**What the task asks:**
Your task is to retype, word for word, the lines from the start of the data through the line holding "font-bold leading-[26px] mt-[32px]". Do not include the pictures.

**Source material:**
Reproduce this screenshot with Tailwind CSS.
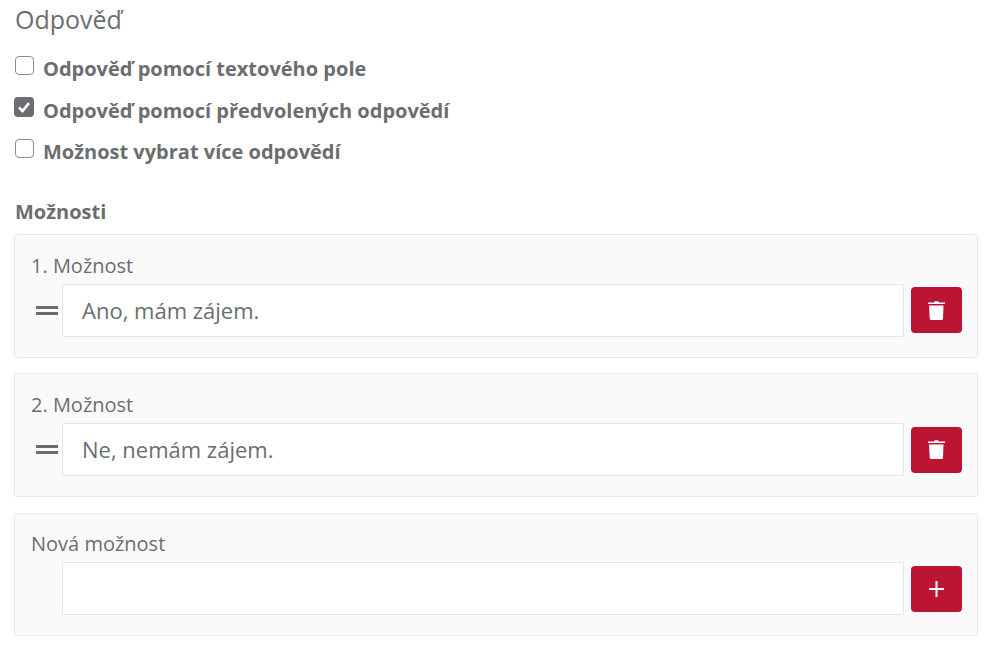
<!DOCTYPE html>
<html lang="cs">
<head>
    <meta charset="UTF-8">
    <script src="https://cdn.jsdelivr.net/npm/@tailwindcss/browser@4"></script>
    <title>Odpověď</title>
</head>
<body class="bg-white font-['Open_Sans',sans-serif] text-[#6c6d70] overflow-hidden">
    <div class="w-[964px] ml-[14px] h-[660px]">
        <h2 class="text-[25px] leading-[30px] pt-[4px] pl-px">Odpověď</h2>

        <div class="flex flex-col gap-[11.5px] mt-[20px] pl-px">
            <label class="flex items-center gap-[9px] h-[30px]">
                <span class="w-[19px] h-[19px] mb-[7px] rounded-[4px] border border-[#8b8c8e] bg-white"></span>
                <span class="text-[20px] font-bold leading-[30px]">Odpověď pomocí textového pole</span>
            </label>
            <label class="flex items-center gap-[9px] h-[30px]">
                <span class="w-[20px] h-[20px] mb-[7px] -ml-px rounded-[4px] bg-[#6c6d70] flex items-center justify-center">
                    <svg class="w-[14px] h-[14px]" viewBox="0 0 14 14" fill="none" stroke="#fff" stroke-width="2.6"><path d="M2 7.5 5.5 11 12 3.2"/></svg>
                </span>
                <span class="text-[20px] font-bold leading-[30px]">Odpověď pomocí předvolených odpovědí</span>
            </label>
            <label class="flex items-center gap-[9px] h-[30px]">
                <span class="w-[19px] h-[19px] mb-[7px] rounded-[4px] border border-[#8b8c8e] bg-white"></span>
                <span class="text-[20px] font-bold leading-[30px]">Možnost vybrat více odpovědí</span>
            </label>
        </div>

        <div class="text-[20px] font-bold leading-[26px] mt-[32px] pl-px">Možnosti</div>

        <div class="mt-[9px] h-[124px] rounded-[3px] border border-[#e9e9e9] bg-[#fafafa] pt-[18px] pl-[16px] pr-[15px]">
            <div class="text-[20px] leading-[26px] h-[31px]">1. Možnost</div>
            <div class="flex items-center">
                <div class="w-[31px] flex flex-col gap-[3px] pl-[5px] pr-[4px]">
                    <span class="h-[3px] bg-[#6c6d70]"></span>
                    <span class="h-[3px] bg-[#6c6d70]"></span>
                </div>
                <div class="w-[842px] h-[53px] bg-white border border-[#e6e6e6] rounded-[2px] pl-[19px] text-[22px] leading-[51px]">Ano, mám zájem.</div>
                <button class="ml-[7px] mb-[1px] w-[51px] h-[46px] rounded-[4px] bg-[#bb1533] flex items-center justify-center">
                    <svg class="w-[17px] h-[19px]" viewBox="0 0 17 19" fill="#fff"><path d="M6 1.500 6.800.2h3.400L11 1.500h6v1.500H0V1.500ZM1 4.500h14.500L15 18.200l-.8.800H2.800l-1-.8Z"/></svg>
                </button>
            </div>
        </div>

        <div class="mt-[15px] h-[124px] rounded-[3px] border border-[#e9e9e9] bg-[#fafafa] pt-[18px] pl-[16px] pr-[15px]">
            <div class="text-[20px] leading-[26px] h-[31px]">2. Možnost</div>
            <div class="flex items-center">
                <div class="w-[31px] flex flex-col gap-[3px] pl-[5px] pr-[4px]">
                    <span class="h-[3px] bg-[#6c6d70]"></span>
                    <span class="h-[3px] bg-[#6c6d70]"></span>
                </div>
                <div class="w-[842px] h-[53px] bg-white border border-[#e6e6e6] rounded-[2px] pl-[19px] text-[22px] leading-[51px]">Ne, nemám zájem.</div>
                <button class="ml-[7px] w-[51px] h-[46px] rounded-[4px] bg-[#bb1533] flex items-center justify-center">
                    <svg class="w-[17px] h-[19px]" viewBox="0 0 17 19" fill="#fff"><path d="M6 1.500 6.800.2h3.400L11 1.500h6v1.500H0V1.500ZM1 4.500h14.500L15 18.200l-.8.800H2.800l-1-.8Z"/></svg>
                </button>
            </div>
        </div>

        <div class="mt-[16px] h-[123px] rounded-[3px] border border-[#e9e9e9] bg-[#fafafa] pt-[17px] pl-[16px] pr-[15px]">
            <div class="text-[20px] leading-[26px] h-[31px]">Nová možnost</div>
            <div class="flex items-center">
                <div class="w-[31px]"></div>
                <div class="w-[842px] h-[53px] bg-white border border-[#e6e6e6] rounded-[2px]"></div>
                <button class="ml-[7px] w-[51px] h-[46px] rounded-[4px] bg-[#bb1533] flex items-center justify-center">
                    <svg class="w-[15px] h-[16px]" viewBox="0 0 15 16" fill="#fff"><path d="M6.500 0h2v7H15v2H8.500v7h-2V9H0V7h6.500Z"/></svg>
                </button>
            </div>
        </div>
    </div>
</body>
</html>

**Output:**
Reproduce this screenshot with Tailwind CSS.
<!DOCTYPE html>
<html lang="cs">
<head>
    <meta charset="UTF-8">
    <script src="https://cdn.jsdelivr.net/npm/@tailwindcss/browser@4"></script>
    <title>Odpověď</title>
</head>
<body class="bg-white font-['Open_Sans',sans-serif] text-[#6c6d70] overflow-hidden">
    <div class="w-[964px] ml-[14px] h-[660px]">
        <h2 class="text-[25px] leading-[30px] pt-[4px] pl-px">Odpověď</h2>

        <div class="flex flex-col gap-[11.5px] mt-[20px] pl-px">
            <label class="flex items-center gap-[9px] h-[30px]">
                <span class="w-[19px] h-[19px] mb-[7px] rounded-[4px] border border-[#8b8c8e] bg-white"></span>
                <span class="text-[20px] font-bold leading-[30px]">Odpověď pomocí textového pole</span>
            </label>
            <label class="flex items-center gap-[9px] h-[30px]">
                <span class="w-[20px] h-[20px] mb-[7px] -ml-px rounded-[4px] bg-[#6c6d70] flex items-center justify-center">
                    <svg class="w-[14px] h-[14px]" viewBox="0 0 14 14" fill="none" stroke="#fff" stroke-width="2.6"><path d="M2 7.5 5.5 11 12 3.2"/></svg>
                </span>
                <span class="text-[20px] font-bold leading-[30px]">Odpověď pomocí předvolených odpovědí</span>
            </label>
            <label class="flex items-center gap-[9px] h-[30px]">
                <span class="w-[19px] h-[19px] mb-[7px] rounded-[4px] border border-[#8b8c8e] bg-white"></span>
                <span class="text-[20px] font-bold leading-[30px]">Možnost vybrat více odpovědí</span>
            </label>
        </div>

        <div class="text-[20px] font-bold leading-[26px] mt-[32px] pl-px">Možnosti</div>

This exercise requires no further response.